3つ目に「平時及び緊急時のいずれにおいても、効果的なサイバーセキュリティ対策を実施するためには、関係者との積極的なコミュニケーションが必要」としている。ポイントは、平時における積極的なコミュニケーションだろう。平時からサイバーセキュリティリスクや対策に関する気づきや課題を共有しておけば、万が一サイバー攻撃による被害が発生しても互いを信頼し、迅速な対応が可能になるので、転ばぬ先の杖として考えておきたい。
経営者が実施させるべきセキュリティの重要10項目…
「サイバーセキュリティ経営ガイドライン」では、経営者が指示して確実に実施させる必要がある10項目も挙げている。管理体制構築について3項目、リスクの特定と対策の実装について3項目、インシデント発生に備えた体制構築について2項目、サプライチェーンセキュリティ対策の推進、ステークホルダーを含めた関係者とのコミュニケーション推進がそれぞれ1項目の合計5分野10項目である。
管理体制構築で求められる3項目は、「サイバーセキュリティリスクの認識、組織全体での対応方針の策定」「サイバーセキュリティリスク管理体制の構築」「サイバーセキュリティ対策のための資源(予算、人材等)の確保」だ。いずれも経営者が決断しなければ取りかかれない。特に難しいのはリスクの認識を高めることだろう。他社の被害事例を積極的に収集して公開すると“自分ごと化”を促す効果を期待できる。
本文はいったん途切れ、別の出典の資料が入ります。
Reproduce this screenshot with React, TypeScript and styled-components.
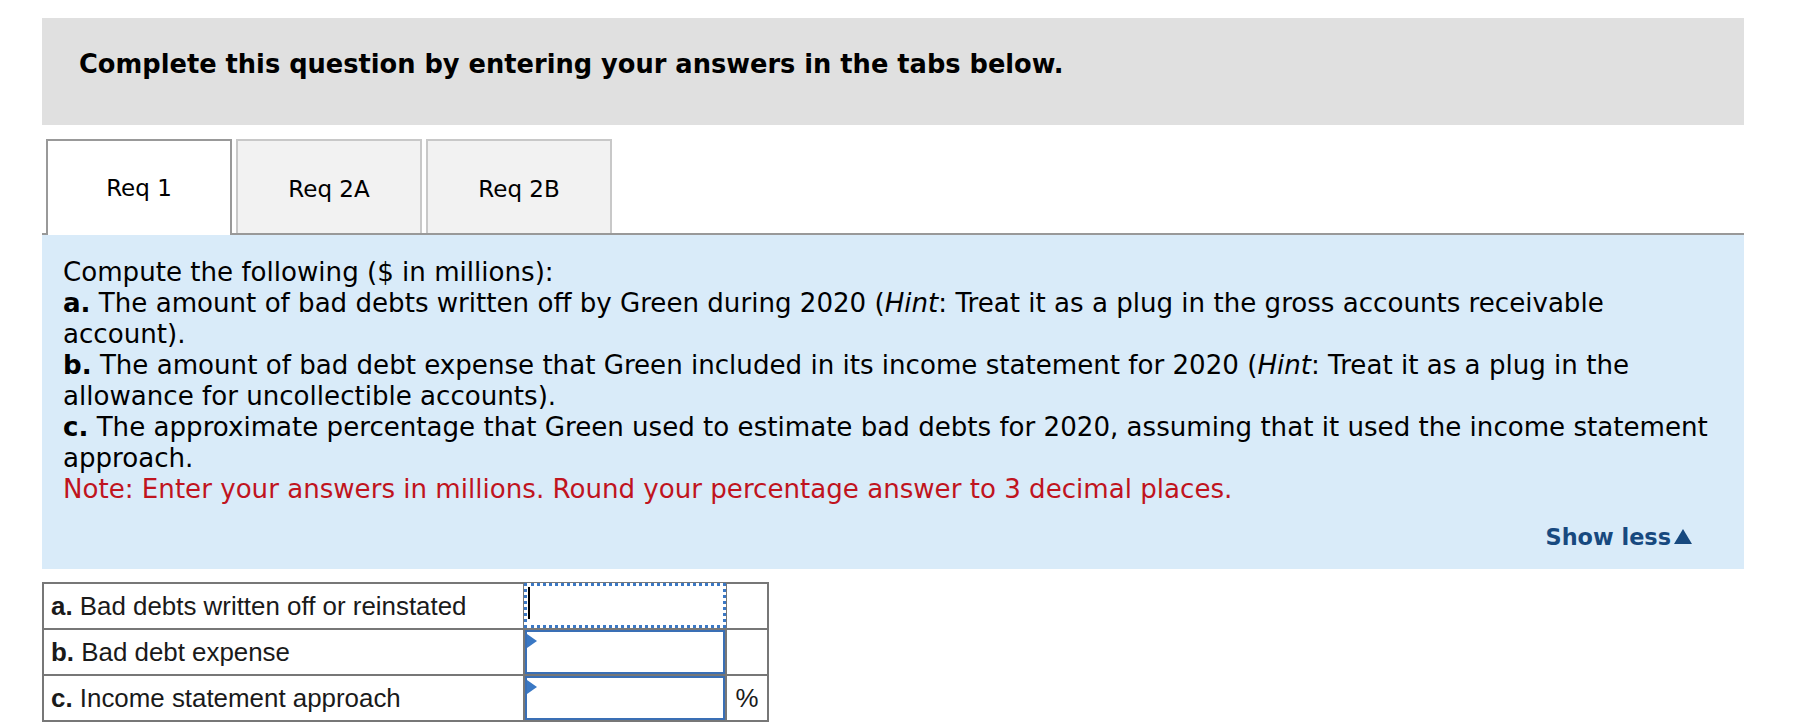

リスクの特定と対策の実装に関する3項目は、「サイバーセキュリティリスクの把握とリスク対応に関する計画の策定」「サイバーセキュリティリスクに効果的に対応する仕組みの構築」「PDCAサイクルによるサイバーセキュリティ対策の継続的改善」だ。計画の策定やツールの導入などはテクニカルな面も大きいので、外部専門家のアドバイスも有効だ。継続的な改善にはメール訓練などを定期的に行い、改善プロセスを整えておきたい。
インシデント発生に備えた体制構築の2項目は「インシデント発生時の緊急対応体制の整備」と「インシデントによる被害に備えた事業継続・復旧体制の整備」だ。これらはBCPの一環としてサイバーセキュリティを位置付けることが重要だ。それに沿って緊急対応体制を確立し、常時リスク監視を行っていく。あらかじめ司令塔や従業員の初動対応プロセス、障害時の復旧手順を決めておき、平時から周知しておくと迅速なインシデント対応につながる。
サプライチェーンセキュリティ対策の推進で経営者の具体的な指示が必要な項目としては、ビジネスパートナーや委託先を含めたサプライチェーン全体の状況把握と対策を挙げている。経営者は自社のサプライチェーン全体について大所高所からリスクを俯瞰(ふかん)し、その上で経営上重要なポイントを明らかにして、サプライチェーンごとに対策を決めていくとよいだろう。
ステークホルダーを含めた関係者とのコミュニケーションの推進では、関係者への「サイバーセキュリティに関する情報の収集、共有及び開示の促進」を挙げている。取引先だけでなく監督官庁など関係機関への通報の仕組みも必要だ。自社の置かれている状況に応じた措置が求められる。
サイバーセキュリティリスクを減らしたい経営者はこれら10項目に関して、しっかりと指示を出して実行状況を確認しておく必要がある。これは最初に説明した経営者の3原則への認識があってできるものだ。まずは3原則をしっかり認識した上で、サイバーセキュリティ対策の強化に取り組んでいただきたい。